Well, here’s the catch. Even if logs were kept, the 2nd party as far as we know does not have a unique identifier passed onto it.

This means that Apple’s logs would say this user authenticated and passed some encrypted stuff to Fastly, and Fastly would say that it received requests from Apple, without an identifier to match it up against the first request.

Once this scales and Apple has millions of requests incoming, there will be no way to conclusively prove that two requests are the same.

In which case a double subpoena is again useless. And this assuming they keep logs - if they don’t keep logs, which is more likely, it’s even more useless.

This also aligns with something we currently know. Apple says they can’t see your requests. This implies that they just pass data along in an encrypted format to their partners.

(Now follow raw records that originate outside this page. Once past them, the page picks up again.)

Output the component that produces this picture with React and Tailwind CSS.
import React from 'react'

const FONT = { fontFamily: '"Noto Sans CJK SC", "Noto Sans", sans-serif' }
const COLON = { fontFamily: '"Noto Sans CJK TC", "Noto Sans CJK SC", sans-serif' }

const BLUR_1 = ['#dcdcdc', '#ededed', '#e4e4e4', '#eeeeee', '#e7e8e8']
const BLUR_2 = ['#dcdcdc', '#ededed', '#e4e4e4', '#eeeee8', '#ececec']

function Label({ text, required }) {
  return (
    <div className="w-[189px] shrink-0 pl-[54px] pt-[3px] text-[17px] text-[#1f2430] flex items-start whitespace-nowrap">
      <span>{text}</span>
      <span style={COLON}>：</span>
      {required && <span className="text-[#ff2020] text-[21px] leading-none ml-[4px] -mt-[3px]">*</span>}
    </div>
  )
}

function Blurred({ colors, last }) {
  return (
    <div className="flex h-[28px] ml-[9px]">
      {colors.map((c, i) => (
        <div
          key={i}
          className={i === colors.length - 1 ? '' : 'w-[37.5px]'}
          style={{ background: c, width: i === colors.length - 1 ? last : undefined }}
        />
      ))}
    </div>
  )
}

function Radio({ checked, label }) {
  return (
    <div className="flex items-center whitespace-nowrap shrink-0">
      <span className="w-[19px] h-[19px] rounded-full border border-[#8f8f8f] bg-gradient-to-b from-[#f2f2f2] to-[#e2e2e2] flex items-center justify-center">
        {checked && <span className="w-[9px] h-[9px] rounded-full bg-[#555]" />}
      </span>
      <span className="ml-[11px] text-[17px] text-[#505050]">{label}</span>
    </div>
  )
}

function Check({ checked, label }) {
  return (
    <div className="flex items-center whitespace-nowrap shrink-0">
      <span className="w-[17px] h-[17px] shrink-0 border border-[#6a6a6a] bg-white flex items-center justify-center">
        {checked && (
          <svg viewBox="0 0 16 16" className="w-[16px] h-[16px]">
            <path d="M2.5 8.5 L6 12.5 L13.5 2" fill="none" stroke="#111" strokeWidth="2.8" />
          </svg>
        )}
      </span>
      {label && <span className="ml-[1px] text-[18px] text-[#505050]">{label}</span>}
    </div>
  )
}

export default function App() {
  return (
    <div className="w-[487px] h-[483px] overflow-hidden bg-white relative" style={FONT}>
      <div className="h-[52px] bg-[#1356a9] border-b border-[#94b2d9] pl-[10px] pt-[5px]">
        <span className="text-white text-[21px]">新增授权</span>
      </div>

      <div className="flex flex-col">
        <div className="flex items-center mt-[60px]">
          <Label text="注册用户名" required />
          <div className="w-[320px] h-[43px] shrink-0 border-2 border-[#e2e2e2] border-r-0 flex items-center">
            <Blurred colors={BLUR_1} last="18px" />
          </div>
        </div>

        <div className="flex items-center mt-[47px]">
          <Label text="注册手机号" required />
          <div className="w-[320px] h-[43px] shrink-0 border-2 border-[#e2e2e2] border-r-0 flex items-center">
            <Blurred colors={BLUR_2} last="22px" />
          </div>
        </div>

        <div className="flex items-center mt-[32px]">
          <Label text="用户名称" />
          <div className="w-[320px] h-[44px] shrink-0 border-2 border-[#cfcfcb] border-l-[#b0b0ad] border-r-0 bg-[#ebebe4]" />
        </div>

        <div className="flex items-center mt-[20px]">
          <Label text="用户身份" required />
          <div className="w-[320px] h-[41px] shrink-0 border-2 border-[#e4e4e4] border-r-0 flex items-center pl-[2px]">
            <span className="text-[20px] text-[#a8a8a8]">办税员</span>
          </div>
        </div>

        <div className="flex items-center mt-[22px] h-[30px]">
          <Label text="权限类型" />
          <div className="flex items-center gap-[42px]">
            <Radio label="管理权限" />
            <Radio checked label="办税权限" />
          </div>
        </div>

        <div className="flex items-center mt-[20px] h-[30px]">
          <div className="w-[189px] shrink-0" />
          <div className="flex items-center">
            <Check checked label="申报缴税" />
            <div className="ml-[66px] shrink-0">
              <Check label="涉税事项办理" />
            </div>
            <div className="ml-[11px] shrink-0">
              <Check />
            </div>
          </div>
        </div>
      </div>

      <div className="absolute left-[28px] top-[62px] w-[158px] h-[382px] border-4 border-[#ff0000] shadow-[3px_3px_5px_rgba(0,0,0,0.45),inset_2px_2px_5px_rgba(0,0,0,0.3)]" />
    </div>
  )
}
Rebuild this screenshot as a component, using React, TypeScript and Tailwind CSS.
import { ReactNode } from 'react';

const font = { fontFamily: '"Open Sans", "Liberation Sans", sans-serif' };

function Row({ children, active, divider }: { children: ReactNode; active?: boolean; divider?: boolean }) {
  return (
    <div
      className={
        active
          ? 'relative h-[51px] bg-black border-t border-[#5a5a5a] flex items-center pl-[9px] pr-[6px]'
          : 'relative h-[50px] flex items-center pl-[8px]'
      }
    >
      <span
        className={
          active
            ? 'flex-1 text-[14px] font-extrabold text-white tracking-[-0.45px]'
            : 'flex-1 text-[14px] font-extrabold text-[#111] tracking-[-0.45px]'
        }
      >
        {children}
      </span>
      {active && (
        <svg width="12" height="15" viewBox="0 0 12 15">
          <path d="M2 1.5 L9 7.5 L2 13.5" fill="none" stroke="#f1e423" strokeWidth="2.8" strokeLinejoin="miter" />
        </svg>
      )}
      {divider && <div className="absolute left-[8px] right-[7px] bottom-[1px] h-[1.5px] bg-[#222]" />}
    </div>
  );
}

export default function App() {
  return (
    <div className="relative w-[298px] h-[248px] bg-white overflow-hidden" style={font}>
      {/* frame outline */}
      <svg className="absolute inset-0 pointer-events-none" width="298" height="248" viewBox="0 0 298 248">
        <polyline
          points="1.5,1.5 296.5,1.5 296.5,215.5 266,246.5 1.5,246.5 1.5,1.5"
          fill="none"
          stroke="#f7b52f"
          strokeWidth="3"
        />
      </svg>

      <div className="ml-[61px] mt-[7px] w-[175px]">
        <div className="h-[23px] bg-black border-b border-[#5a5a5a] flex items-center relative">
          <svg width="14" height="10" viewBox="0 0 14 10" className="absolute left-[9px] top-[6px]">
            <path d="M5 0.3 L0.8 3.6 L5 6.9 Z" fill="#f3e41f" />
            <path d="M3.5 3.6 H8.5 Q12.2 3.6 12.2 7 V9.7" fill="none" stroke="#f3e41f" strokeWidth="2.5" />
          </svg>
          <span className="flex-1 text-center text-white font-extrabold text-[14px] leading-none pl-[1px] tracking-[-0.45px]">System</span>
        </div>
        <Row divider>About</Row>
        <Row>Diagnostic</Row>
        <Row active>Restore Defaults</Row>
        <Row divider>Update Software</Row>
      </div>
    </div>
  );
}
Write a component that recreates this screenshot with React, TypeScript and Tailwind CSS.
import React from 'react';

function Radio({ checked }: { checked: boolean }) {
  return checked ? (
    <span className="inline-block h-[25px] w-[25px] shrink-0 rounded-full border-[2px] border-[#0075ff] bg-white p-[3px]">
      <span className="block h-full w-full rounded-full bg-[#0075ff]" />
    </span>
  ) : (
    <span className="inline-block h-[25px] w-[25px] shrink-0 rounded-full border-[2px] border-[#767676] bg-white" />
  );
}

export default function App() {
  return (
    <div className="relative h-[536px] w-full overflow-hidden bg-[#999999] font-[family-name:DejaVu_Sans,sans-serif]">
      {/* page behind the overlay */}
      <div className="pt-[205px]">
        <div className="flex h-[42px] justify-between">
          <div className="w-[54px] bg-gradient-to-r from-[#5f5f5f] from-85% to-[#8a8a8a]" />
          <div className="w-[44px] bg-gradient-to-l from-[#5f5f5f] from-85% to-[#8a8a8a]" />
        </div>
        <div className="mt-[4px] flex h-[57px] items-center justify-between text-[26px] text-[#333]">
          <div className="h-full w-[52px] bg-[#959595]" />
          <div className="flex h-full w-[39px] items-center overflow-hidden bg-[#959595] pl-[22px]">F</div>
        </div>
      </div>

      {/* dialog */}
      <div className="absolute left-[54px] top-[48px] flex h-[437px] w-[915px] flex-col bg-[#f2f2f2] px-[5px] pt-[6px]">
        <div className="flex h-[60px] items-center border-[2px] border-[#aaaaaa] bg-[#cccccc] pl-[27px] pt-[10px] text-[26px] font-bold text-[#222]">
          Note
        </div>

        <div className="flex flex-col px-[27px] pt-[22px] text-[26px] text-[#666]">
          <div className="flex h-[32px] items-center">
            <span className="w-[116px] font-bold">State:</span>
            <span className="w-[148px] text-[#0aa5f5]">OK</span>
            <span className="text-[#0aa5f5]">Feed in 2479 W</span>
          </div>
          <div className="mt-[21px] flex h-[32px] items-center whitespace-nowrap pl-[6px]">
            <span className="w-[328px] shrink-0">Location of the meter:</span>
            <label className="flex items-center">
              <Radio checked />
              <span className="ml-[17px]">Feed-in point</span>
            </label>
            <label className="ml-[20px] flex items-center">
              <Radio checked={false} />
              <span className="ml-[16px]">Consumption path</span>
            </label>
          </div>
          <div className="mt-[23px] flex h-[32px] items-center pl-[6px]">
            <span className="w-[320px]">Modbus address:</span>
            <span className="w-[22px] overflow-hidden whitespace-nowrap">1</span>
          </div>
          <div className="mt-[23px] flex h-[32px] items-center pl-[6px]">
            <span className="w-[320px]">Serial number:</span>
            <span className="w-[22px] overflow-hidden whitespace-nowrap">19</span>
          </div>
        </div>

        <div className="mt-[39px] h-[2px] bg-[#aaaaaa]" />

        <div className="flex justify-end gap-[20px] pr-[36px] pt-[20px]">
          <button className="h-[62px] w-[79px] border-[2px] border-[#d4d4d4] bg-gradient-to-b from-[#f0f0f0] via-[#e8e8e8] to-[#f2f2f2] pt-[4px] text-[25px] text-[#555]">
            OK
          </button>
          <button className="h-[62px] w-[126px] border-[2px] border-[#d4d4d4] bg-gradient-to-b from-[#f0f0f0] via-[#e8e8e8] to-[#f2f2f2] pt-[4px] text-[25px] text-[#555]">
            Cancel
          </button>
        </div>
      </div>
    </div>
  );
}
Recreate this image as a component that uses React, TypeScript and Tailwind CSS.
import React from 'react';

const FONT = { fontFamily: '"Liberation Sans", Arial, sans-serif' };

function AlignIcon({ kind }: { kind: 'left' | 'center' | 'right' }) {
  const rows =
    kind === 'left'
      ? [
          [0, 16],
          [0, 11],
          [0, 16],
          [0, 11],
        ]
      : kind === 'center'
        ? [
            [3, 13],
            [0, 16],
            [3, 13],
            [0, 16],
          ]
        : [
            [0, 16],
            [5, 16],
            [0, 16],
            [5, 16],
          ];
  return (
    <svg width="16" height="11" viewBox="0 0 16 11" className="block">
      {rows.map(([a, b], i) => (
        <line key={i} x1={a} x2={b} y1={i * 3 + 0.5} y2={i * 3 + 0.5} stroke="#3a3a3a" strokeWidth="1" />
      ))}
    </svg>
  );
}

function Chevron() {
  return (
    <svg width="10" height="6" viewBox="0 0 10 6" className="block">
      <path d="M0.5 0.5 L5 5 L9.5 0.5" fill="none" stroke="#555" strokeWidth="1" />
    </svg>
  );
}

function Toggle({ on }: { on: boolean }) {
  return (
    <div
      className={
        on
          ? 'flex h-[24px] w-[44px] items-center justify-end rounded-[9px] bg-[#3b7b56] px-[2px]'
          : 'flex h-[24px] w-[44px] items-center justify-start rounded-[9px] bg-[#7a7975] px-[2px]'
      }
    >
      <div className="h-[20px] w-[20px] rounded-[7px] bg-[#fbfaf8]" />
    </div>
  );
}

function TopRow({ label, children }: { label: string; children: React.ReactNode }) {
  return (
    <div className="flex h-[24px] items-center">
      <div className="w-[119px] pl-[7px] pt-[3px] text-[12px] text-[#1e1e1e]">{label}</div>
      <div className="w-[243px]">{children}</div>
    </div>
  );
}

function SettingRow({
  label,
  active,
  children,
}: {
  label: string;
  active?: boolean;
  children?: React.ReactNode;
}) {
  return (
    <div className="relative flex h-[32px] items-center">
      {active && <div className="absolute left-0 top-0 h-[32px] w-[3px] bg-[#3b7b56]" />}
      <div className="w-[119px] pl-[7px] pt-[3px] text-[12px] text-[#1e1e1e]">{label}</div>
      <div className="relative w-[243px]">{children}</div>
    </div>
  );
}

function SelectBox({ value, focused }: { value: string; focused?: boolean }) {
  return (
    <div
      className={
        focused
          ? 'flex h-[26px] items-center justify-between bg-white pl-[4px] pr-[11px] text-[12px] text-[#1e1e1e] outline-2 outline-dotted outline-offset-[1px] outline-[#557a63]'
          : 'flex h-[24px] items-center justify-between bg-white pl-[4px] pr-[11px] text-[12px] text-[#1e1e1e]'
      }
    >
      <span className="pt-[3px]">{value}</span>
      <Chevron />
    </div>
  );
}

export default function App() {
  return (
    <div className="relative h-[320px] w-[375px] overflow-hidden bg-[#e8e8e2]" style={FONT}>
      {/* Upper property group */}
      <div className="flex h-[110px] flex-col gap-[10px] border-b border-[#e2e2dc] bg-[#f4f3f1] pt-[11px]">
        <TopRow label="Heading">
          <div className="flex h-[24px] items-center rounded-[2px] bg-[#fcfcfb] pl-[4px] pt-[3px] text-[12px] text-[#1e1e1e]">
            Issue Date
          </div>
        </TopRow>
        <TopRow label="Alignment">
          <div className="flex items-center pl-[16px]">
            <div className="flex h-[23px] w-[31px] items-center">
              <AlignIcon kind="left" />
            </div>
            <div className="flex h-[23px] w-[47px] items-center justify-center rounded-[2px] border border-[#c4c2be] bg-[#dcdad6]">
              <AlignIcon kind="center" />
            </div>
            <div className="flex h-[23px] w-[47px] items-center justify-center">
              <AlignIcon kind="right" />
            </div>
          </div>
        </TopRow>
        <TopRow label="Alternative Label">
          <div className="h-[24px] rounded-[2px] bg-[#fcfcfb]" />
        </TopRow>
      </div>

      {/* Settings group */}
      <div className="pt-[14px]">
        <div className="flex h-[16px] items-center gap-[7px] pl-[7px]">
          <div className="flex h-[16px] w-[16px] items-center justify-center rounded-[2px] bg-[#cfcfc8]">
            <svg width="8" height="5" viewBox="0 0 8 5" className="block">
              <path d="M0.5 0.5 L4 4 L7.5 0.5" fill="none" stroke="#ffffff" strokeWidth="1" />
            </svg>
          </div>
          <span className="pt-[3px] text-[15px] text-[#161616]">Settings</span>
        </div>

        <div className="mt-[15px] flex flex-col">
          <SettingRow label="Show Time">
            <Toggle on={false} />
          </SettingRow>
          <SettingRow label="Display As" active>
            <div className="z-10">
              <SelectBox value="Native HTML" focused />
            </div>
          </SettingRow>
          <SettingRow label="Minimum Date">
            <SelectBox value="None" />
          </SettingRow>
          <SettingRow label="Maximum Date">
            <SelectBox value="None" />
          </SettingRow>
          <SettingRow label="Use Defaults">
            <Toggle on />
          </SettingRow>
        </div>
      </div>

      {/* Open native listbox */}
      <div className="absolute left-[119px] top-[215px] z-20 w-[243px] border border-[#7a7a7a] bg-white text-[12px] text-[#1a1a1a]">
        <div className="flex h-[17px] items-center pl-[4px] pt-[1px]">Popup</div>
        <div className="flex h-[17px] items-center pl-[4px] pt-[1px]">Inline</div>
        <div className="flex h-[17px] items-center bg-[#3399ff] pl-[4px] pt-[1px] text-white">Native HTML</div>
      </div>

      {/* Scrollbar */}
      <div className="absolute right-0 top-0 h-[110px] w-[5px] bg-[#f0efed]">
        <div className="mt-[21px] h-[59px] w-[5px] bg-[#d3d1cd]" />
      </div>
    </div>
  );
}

So all Apple does is make it so their partners don’t know your device, and the partners ensure Apple doesn’t know your request.

Ultimately, even if logs were kept, there would have to be a unique identifier of some sort that was passed on to the second server from the first server to break the system. You decide the odds that they did that. Sounds a lot like an IP Address, in which case why not just build a classic VPN?


Surely some "unique" identifier is required for each TCP session between Apple and the exit node so that Apple knows where to send the data it gets back, even if it's just the port on which Apple connect to the exit node as with standard TCP session management.


How would that help you identify all of a particular users interactions (rather than one)? Why would you expect them to log it?


If Apple logged (incoming IP from user, outgoing port to exit node) pairs for each session, and the exit node logged all requests, this should be sufficient to associate all requests with a given user IP, right? Or am I misunderstanding you?

I wouldn’t expect them to log it, personally, I think that can only lead to headaches down the line. My reason for responding is just that I disagree that there is no way for another party to associate all requests even if Apple & exit node both fully cooperate and keep logs.


We are thinking about this the same way. Individual sessions don't do you much good, but there is traceability iff both parties keep complete logs. Which seems unlikely unless coerced.